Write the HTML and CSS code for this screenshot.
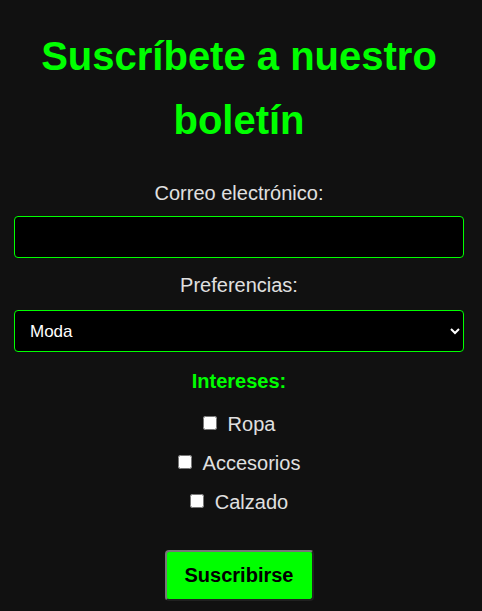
FILE: index.html
```html
<!DOCTYPE html>
<html lang="es">
<head>
<meta charset="utf-8">
<title>Boletín</title>
<link rel="stylesheet" href="styles.css">
</head>
<body>
<main class="wrap">
  <h1 class="title">Suscríbete a nuestro boletín</h1>
  <form class="form">
    <label class="label" for="email">Correo electrónico:</label>
    <input class="field" type="email" id="email">
    <label class="label label-pref" for="pref">Preferencias:</label>
    <select class="field select" id="pref">
      <option>Moda</option>
      <option>Tecnología</option>
      <option>Deportes</option>
    </select>
    <p class="subhead">Intereses:</p>
    <div class="checks">
      <label class="check"><input type="checkbox"> Ropa</label>
      <label class="check"><input type="checkbox"> Accesorios</label>
      <label class="check"><input type="checkbox"> Calzado</label>
    </div>
    <button class="btn" type="submit">Suscribirse</button>
  </form>
</main>
</body>
</html>
```

FILE: styles.css
```css
html, body {
  margin: 0;
  padding: 0;
  background: #111111;
}
body {
  font-family: "Liberation Sans", Arial, sans-serif;
  color: #e0e0e0;
}
.wrap {
  width: 450px;
  margin: 0 0 0 14px;
  padding-top: 24px;
}
.title {
  margin: 0 0 30px;
  text-align: center;
  color: #00ff00;
  font-size: 40px;
  line-height: 64px;
  font-weight: bold;
}
.form {
  display: flex;
  flex-direction: column;
  align-items: center;
}
.label {
  display: block;
  font-size: 20px;
  line-height: 23px;
  text-align: center;
  margin-bottom: 11px;
}
.label-pref {
  margin-top: 16px;
  margin-bottom: 13px;
}
.field {
  box-sizing: border-box;
  width: 450px;
  height: 42px;
  background: #000;
  border: 1px solid #00ff00;
  border-radius: 4px;
  color: #fff;
  font-family: "Liberation Sans", Arial, sans-serif;
  font-size: 17px;
  padding: 0 12px;
  outline: none;
}
.select {
  padding-left: 11px;
}
.subhead {
  margin: 18px 0 0;
  color: #00ff00;
  font-weight: bold;
  font-size: 20px;
  line-height: 23px;
}
.checks {
  display: flex;
  flex-direction: column;
  align-items: center;
  gap: 16px;
  margin-top: 20px;
}
.check {
  font-size: 20px;
  line-height: 23px;
  display: flex;
  align-items: center;
  gap: 11px;
}
.check input {
  margin: 0 0 3px;
  width: 14px;
  height: 14px;
}
.btn {
  margin-top: 36px;
  width: 149px;
  height: 51px;
  background: #00ff00;
  color: #000;
  font-family: "Liberation Sans", Arial, sans-serif;
  font-weight: bold;
  font-size: 20px;
  border: 2px outset #767676;
  border-radius: 4px;
  cursor: pointer;
}
```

Requirement:
Exclude the images and reproduce the remaining data exactly.

Exercise result:
Write the HTML and CSS code for this screenshot.
FILE: index.html
```html
<!DOCTYPE html>
<html lang="es">
<head>
<meta charset="utf-8">
<title>Boletín</title>
<link rel="stylesheet" href="styles.css">
</head>
<body>
<main class="wrap">
  <h1 class="title">Suscríbete a nuestro boletín</h1>
  <form class="form">
    <label class="label" for="email">Correo electrónico:</label>
    <input class="field" type="email" id="email">
    <label class="label label-pref" for="pref">Preferencias:</label>
    <select class="field select" id="pref">
      <option>Moda</option>
      <option>Tecnología</option>
      <option>Deportes</option>
    </select>
    <p class="subhead">Intereses:</p>
    <div class="checks">
      <label class="check"><input type="checkbox"> Ropa</label>
      <label class="check"><input type="checkbox"> Accesorios</label>
      <label class="check"><input type="checkbox"> Calzado</label>
    </div>
    <button class="btn" type="submit">Suscribirse</button>
  </form>
</main>
</body>
</html>
```

FILE: styles.css
```css
html, body {
  margin: 0;
  padding: 0;
  background: #111111;
}
body {
  font-family: "Liberation Sans", Arial, sans-serif;
  color: #e0e0e0;
}
.wrap {
  width: 450px;
  margin: 0 0 0 14px;
  padding-top: 24px;
}
.title {
  margin: 0 0 30px;
  text-align: center;
  color: #00ff00;
  font-size: 40px;
  line-height: 64px;
  font-weight: bold;
}
.form {
  display: flex;
  flex-direction: column;
  align-items: center;
}
.label {
  display: block;
  font-size: 20px;
  line-height: 23px;
  text-align: center;
  margin-bottom: 11px;
}
.label-pref {
  margin-top: 16px;
  margin-bottom: 13px;
}
.field {
  box-sizing: border-box;
  width: 450px;
  height: 42px;
  background: #000;
  border: 1px solid #00ff00;
  border-radius: 4px;
  color: #fff;
  font-family: "Liberation Sans", Arial, sans-serif;
  font-size: 17px;
  padding: 0 12px;
  outline: none;
}
.select {
  padding-left: 11px;
}
.subhead {
  margin: 18px 0 0;
  color: #00ff00;
  font-weight: bold;
  font-size: 20px;
  line-height: 23px;
}
.checks {
  display: flex;
  flex-direction: column;
  align-items: center;
  gap: 16px;
  margin-top: 20px;
}
.check {
  font-size: 20px;
  line-height: 23px;
  display: flex;
  align-items: center;
  gap: 11px;
}
.check input {
  margin: 0 0 3px;
  width: 14px;
  height: 14px;
}
.btn {
  margin-top: 36px;
  width: 149px;
  height: 51px;
  background: #00ff00;
  color: #000;
  font-family: "Liberation Sans", Arial, sans-serif;
  font-weight: bold;
  font-size: 20px;
  border: 2px outset #767676;
  border-radius: 4px;
  cursor: pointer;
}
```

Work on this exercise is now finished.